For a set $\{ {S(\lambda) } : {-\infty<\lambda<\infty; \lambda _ {k} , m _ {k} ; \lambda _ {k} > 0, m _ {k} > 0, k= 1\dots n } \}$ to be the scattering data for some boundary value problem of the form (7), (7'}) with a real potential $q$ which satisfies the condition (6), it is necessary and sufficient that the following conditions are satisfied (see [1]):

a) the function $S( \lambda )$ is continuous on the whole line, $\overline{ {S( \lambda ) }}\; = S(- \lambda ) = [ S( \lambda )] ^ {-} 1$, $1- S( \lambda )$ tends to zero as $| \lambda | \rightarrow \infty$ and is the Fourier transform of the function

$$F _ {S} ( x) = \frac{1}{2 \pi } \int\limits _ {- \infty } ^ \infty [ 1- S( \lambda )] e ^ {i \lambda x } d \lambda ,$$

which is representable as a sum of two functions, one of which belongs to $L _ {1} (- \infty , \infty )$, while the second is bounded and belongs to $L _ {2} (- \infty , \infty )$. On the half-line $0 < x < \infty$ the function $F _ {S} ( x)$ has a derivative $F _ {S} ^ { \prime } ( x)$ satisfying the condition $\int _ {0} ^ \infty x | F _ {S} ^ { \prime } ( x) | dx < \infty$;

b) the increment of the argument in the function $S( \lambda )$ is connected with the number $n$ of negative eigenvalues (i.e. of the numbers $- \lambda _ {1} ^ {2} \dots - \lambda _ {n} ^ {2}$) of the boundary value problem (7), (7'}) by the formula

$$n = \frac{ \mathop{\rm ln} S(+ 0) - \mathop{\rm ln} S(+ \infty ) }{2 \pi i } - 1- S( \frac{0)}{4} .$$

The integral equation (8) for $K( x, y)$ has an explicit solution if $S( \lambda )$ is a rational function.
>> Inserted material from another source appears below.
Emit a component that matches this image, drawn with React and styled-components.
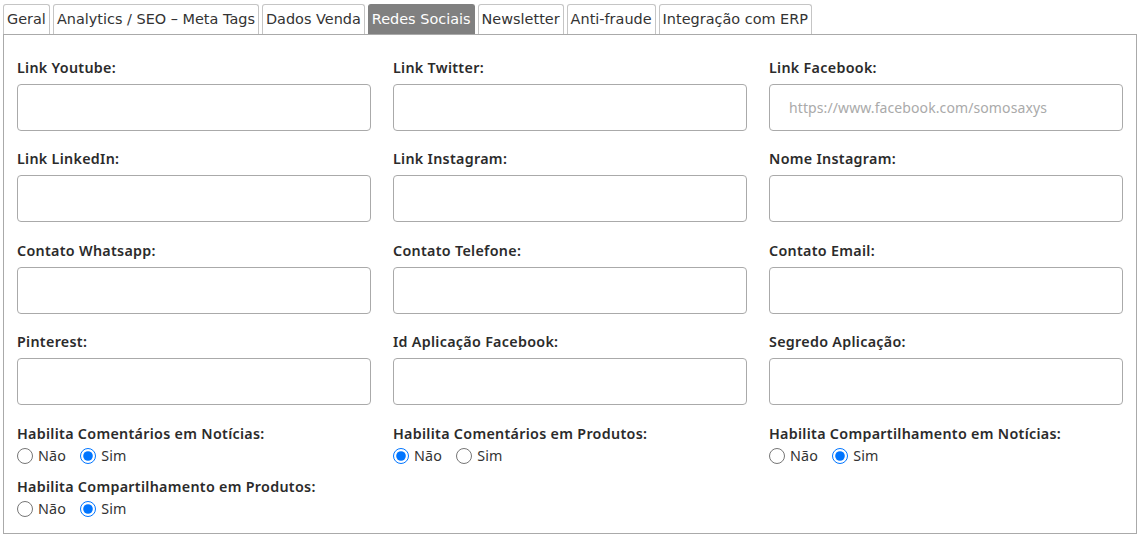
import React from 'react'
import styled, { createGlobalStyle } from 'styled-components'

const GlobalStyle = createGlobalStyle`
  body {
    margin: 0;
    background: #fff;
  }
`

const Page = styled.div`
  padding: 4px 5px 6px 3px;
`

const TabBar = styled.ul`
  display: flex;
  gap: 3px;
  margin: 0;
  padding: 0;
  list-style: none;
`

const Tab = styled.li`
  font-family: "DejaVu Sans", Verdana, sans-serif;
  font-size: 14.45px;
  line-height: 29px;
  height: 30px;
  box-sizing: border-box;
  padding: 0 3px;
  border: 1px solid ${p => (p.active ? '#808080' : '#c5c5c5')};
  border-bottom: none;
  border-radius: 3px 3px 0 0;
  background: ${p => (p.active ? '#808080' : '#fff')};
  color: ${p => (p.active ? '#fff' : '#333')};
  cursor: pointer;
  white-space: nowrap;
`

const Panel = styled.div`
  border: 1px solid #aaa;
  padding: 23px 13px 14px;
  font-family: "Noto Sans", sans-serif;
  color: #2e2e2e;
`

const FieldGrid = styled.div`
  display: grid;
  grid-template-columns: repeat(3, 1fr);
  column-gap: 22px;
  row-gap: 18.3px;
  margin-bottom: 19px;
`

const RadioGrid = styled.div`
  display: grid;
  grid-template-columns: repeat(3, 1fr);
  column-gap: 22px;
  row-gap: 11px;
`

const Field = styled.div`
  display: flex;
  flex-direction: column;
  gap: ${p => (p.tight ? '2px' : '6px')};
`

const Label = styled.label`
  font-size: 14.3px;
  font-weight: 600;
  line-height: 20px;
  letter-spacing: 0.3px;
  color: #2b2b2b;
`

const Input = styled.input`
  box-sizing: border-box;
  height: 47px;
  width: 100%;
  border: 1px solid #aaa;
  border-radius: 4px;
  padding: 0 19px;
  font-family: "Noto Sans", sans-serif;
  font-size: 14px;
  letter-spacing: 0.1px;
  color: #333;
  outline: none;

  &::placeholder {
    color: #aaa;
  }
`

const Options = styled.div`
  display: flex;
  align-items: center;
  gap: 14px;
  height: 20px;
`

const Option = styled.label`
  display: inline-flex;
  align-items: center;
  gap: 5px;
  font-size: 14.3px;
  letter-spacing: 0.2px;
  color: #333;

  input {
    margin: 0;
    width: 16px;
    height: 16px;
  }
`

const fields = [
  ['Link Youtube:', ''],
  ['Link Twitter:', ''],
  ['Link Facebook:', 'https://www.facebook.com/somosaxys'],
  ['Link LinkedIn:', ''],
  ['Link Instagram:', ''],
  ['Nome Instagram:', ''],
  ['Contato Whatsapp:', ''],
  ['Contato Telefone:', ''],
  ['Contato Email:', ''],
  ['Pinterest:', ''],
  ['Id Aplicação Facebook:', ''],
  ['Segredo Aplicação:', ''],
]

const radios = [
  ['comentNoticias', 'Habilita Comentários em Notícias:', 'sim'],
  ['comentProdutos', 'Habilita Comentários em Produtos:', 'nao'],
  ['compNoticias', 'Habilita Compartilhamento em Notícias:', 'sim'],
  ['compProdutos', 'Habilita Compartilhamento em Produtos:', 'sim'],
]

const tabs = ['Geral', 'Analytics / SEO – Meta Tags', 'Dados Venda', 'Redes Sociais', 'Newsletter', 'Anti-fraude', 'Integração com ERP']

const App = () =>
  <Page>
    <GlobalStyle />
    <TabBar>
      {tabs.map(t => <Tab key={t} active={t === 'Redes Sociais'}>{t}</Tab>)}
    </TabBar>
    <Panel>
      <FieldGrid>
        {fields.map(([label, placeholder]) =>
          <Field key={label}>
            <Label>{label}</Label>
            <Input placeholder={placeholder} />
          </Field>
        )}
      </FieldGrid>
      <RadioGrid>
        {radios.map(([name, label, value]) =>
          <Field key={name} tight>
            <Label>{label}</Label>
            <Options>
              <Option><input type="radio" name={name} defaultChecked={value === 'nao'} />Não</Option>
              <Option><input type="radio" name={name} defaultChecked={value === 'sim'} />Sim</Option>
            </Options>
          </Field>
        )}
      </RadioGrid>
    </Panel>
  </Page>

export default App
Solutions of the equation (7) and the potential $q$ are obtained in this case as rational functions in the trigonometric and hyperbolic functions. For example, if

$$S ( \lambda ) = \frac{( \lambda + i)( \lambda + 2i) }{( \lambda - i)( \lambda - 2i) } ,\ \ \lambda _ {1} = 1,\ \ m _ {1} = \sqrt 6 ,$$

then the corresponding potential has the form

$$q( x) = - \frac{24}{( 2 \cosh 2x- \sinh 2x) ^ {2} } .$$

#### References

The inverse problem for the Schrödinger operator $- ( {d ^ {2} } / {dx ^ {2} } ) + q( x)$, $- \infty < x < + \infty$, has been investigated in [a1]. (See also Schrödinger equation.) In order to derive necessary and sufficient conditions in the scattering data to correspond with the equation $- y ^ {\prime\prime} + q( x) y= \lambda ^ {2} y$, $- \infty < x< \infty$, it is assumed in [a1] that $q$ satisfies $\int _ {- \infty } ^ {+ \infty } | q( x) | ( 1+ x ^ {2} ) dx < \infty$, cf. [6]. The condition on the Fourier transforms $F _ {i}$, are analogous to $F _ {S}$, defined above is also changed: $\int _ {a} ^ \infty | F _ {1} ^ { \prime } ( x) | dx$, $\int _ {- \infty } ^ {a} | F _ {2} ^ { \prime } ( x) | ( 1+ x ^ {2} ) dx < \infty$ for all $- \infty < a < + \infty$.